__WHAT TO WORK ON__: Exactly the lines from the line containing "Generate a component" through the line containing "string; bg: string;" are to be echoed, with both included and pictures left out.

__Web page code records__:
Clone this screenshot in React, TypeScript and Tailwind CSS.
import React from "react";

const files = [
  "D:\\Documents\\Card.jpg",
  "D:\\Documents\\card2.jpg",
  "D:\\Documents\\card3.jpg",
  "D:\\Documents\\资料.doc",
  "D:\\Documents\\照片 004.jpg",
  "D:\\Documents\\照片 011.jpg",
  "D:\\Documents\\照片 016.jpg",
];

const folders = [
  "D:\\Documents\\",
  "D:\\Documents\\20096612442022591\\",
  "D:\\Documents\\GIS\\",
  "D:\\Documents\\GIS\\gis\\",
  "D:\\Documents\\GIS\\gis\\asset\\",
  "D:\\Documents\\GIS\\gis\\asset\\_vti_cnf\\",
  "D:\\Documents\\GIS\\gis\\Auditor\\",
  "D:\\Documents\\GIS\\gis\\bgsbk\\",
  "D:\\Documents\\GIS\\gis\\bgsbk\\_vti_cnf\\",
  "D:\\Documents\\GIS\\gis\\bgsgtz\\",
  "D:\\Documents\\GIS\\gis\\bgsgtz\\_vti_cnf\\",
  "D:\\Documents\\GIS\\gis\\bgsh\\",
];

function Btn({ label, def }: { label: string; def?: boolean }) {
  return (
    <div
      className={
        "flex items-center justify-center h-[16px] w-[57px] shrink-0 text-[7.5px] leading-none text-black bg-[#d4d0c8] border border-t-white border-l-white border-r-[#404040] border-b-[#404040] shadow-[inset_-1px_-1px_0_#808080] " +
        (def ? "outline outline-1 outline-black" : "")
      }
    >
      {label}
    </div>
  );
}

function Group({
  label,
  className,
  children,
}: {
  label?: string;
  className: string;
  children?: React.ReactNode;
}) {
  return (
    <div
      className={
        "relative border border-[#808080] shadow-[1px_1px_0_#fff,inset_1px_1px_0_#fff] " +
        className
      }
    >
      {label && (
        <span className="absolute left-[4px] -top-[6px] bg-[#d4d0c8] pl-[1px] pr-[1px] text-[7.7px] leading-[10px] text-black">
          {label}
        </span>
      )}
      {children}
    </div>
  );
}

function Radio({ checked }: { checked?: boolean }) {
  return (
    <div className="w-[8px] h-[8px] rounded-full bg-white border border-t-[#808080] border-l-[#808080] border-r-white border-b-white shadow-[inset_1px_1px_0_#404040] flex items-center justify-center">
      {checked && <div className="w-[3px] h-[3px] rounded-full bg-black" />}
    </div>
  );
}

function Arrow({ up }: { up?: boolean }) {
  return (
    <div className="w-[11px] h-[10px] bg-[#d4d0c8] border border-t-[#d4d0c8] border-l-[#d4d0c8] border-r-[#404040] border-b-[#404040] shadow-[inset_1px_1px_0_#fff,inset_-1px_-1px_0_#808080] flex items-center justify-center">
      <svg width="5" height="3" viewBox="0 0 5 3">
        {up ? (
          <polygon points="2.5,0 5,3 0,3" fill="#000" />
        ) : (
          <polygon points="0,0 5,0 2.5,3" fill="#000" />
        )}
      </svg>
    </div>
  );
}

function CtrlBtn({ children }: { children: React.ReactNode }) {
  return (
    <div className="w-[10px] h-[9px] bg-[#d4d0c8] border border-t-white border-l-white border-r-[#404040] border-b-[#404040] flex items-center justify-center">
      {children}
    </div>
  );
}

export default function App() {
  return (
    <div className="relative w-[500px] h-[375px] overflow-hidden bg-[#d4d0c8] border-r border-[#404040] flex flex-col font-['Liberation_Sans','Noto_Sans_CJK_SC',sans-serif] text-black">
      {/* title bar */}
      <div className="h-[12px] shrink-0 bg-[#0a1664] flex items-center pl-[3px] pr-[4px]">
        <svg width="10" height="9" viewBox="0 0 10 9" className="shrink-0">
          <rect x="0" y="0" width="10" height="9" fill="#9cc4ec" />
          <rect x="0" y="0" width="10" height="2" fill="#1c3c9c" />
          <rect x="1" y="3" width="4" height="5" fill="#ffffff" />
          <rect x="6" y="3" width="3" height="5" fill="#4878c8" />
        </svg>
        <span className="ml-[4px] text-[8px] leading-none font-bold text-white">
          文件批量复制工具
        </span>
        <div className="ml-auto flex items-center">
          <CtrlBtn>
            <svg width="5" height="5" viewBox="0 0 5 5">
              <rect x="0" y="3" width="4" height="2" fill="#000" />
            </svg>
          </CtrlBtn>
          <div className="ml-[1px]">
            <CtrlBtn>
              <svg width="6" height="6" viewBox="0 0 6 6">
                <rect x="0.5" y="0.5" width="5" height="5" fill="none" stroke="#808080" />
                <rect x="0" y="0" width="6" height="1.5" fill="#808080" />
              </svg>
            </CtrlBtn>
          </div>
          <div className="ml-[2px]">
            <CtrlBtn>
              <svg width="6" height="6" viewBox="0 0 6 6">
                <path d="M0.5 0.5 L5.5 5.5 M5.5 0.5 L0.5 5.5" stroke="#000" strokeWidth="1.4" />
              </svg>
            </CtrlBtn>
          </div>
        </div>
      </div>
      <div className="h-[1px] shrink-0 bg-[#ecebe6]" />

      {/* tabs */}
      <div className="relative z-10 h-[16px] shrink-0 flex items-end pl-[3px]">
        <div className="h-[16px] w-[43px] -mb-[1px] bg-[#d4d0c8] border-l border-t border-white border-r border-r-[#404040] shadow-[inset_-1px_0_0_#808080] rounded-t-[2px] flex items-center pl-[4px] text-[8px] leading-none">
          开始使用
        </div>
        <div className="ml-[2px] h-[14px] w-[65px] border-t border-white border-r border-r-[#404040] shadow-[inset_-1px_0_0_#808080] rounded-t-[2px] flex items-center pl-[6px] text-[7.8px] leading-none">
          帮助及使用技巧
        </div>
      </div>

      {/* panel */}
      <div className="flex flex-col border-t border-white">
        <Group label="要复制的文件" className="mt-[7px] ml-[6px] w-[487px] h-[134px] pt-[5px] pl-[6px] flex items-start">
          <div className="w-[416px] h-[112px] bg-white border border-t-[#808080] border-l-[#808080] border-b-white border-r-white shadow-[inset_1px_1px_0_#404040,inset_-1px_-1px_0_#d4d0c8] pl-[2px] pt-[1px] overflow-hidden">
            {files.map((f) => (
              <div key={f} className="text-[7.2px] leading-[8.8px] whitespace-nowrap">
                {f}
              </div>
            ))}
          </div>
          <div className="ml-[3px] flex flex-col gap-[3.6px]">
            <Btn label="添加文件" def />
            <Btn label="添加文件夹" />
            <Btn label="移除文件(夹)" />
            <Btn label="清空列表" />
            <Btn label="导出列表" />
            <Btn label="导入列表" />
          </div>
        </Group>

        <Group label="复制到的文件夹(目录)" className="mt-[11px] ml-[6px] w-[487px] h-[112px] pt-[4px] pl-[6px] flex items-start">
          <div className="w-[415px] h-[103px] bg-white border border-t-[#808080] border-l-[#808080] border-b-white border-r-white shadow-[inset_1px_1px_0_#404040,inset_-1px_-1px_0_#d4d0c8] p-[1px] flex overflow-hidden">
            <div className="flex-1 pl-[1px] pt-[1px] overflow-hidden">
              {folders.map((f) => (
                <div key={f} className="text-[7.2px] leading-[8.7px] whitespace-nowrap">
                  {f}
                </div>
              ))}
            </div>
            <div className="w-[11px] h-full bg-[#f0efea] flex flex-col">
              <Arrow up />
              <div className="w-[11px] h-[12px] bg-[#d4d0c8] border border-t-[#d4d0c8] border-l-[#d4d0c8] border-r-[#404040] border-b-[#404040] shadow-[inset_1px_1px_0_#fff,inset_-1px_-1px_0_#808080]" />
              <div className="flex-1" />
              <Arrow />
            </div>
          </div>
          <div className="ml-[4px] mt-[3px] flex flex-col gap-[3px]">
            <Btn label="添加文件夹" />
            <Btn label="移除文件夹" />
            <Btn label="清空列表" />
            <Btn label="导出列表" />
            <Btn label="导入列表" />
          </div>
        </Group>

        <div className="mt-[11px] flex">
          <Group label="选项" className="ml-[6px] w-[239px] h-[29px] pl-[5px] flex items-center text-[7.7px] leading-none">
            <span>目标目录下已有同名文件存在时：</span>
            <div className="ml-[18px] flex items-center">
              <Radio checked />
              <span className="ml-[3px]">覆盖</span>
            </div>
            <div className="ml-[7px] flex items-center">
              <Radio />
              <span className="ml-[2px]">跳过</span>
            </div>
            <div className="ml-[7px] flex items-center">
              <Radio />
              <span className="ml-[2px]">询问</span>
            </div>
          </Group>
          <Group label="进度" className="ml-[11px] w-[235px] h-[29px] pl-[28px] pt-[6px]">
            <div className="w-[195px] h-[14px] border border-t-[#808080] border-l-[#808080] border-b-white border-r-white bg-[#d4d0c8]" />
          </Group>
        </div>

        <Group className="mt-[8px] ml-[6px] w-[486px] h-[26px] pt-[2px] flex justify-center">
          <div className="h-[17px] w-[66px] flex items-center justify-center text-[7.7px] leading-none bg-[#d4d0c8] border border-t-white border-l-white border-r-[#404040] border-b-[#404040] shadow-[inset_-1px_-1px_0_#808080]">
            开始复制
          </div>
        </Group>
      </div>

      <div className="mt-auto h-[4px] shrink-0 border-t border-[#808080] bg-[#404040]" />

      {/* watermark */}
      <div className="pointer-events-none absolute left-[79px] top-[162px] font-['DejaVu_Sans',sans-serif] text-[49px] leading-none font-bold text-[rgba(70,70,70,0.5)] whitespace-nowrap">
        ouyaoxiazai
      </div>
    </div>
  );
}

...

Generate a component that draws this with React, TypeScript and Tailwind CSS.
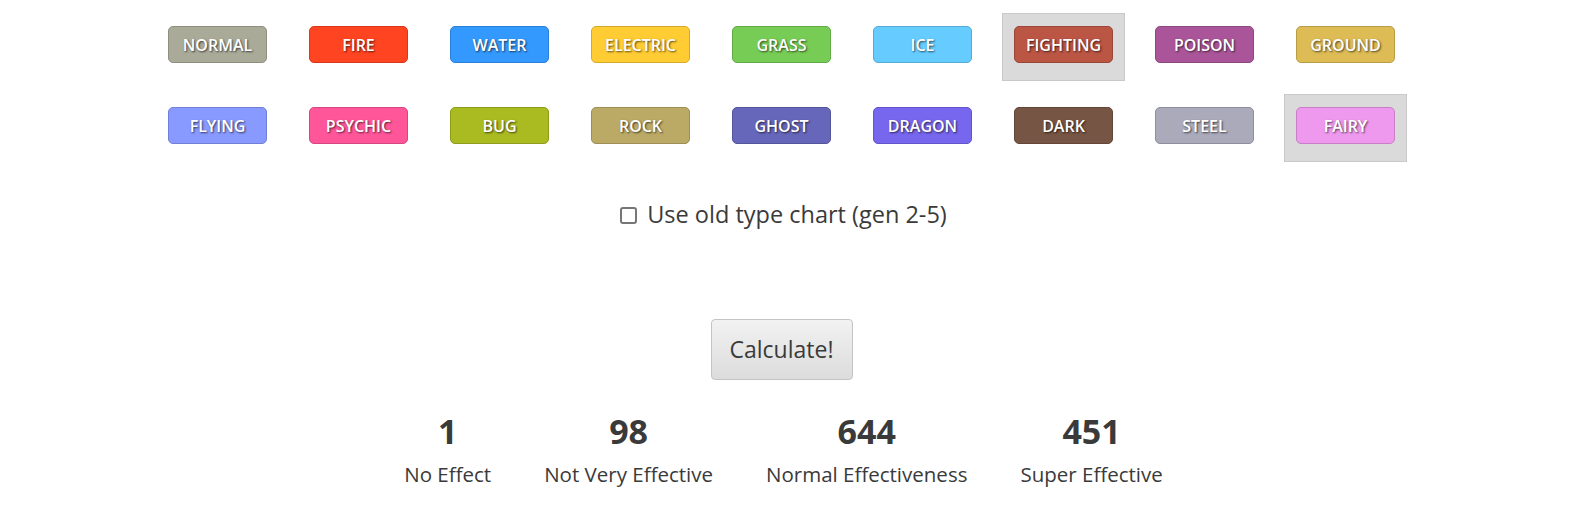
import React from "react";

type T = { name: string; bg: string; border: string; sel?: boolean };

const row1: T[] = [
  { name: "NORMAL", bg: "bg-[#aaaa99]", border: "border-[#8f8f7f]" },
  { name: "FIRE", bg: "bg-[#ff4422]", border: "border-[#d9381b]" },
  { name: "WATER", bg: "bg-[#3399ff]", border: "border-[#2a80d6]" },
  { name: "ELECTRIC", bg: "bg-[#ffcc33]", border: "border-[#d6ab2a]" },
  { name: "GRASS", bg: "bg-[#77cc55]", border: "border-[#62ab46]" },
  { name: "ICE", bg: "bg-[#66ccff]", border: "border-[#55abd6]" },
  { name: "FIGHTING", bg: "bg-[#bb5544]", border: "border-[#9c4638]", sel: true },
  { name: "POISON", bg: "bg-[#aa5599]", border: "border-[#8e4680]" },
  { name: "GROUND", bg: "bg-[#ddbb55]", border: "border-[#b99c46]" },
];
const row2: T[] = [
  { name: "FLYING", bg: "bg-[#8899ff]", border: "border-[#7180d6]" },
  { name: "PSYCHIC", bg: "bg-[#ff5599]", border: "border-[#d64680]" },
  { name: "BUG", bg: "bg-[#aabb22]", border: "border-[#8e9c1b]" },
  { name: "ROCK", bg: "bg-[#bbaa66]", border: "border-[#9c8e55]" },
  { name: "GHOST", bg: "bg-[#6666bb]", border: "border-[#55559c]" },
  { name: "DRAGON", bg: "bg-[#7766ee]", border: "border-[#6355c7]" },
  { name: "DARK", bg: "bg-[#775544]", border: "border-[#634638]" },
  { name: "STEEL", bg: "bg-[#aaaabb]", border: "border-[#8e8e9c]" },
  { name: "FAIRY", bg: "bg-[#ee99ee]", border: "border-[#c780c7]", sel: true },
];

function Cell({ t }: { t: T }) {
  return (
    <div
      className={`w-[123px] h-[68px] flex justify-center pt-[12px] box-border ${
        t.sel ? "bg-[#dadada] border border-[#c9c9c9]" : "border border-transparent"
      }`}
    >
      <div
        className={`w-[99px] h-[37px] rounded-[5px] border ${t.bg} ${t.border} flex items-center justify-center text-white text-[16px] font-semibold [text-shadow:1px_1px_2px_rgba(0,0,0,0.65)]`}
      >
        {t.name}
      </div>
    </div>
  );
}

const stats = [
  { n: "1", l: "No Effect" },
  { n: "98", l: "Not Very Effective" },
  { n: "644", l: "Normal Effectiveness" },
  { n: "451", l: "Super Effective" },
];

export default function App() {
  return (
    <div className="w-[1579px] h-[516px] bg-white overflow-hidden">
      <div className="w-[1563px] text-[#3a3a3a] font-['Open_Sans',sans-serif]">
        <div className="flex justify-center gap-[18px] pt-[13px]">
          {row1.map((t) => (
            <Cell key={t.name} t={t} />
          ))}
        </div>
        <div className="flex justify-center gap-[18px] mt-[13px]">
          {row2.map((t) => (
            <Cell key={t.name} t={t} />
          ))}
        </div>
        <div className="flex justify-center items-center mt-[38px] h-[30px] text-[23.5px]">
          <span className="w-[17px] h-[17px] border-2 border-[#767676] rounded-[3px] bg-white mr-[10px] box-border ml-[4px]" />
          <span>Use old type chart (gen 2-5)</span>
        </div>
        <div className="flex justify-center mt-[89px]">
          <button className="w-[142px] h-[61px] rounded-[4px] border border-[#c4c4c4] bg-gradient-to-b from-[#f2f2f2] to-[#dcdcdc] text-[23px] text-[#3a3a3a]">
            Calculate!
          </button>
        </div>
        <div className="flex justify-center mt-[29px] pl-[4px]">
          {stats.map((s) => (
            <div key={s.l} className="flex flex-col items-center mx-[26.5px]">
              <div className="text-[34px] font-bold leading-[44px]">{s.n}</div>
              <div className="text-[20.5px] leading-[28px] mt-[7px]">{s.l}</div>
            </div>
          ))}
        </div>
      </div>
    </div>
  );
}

__FULL SOLUTION__:
Generate a component that draws this with React, TypeScript and Tailwind CSS.
import React from "react";

type T = { name: string; bg: string; border: string; sel?: boolean };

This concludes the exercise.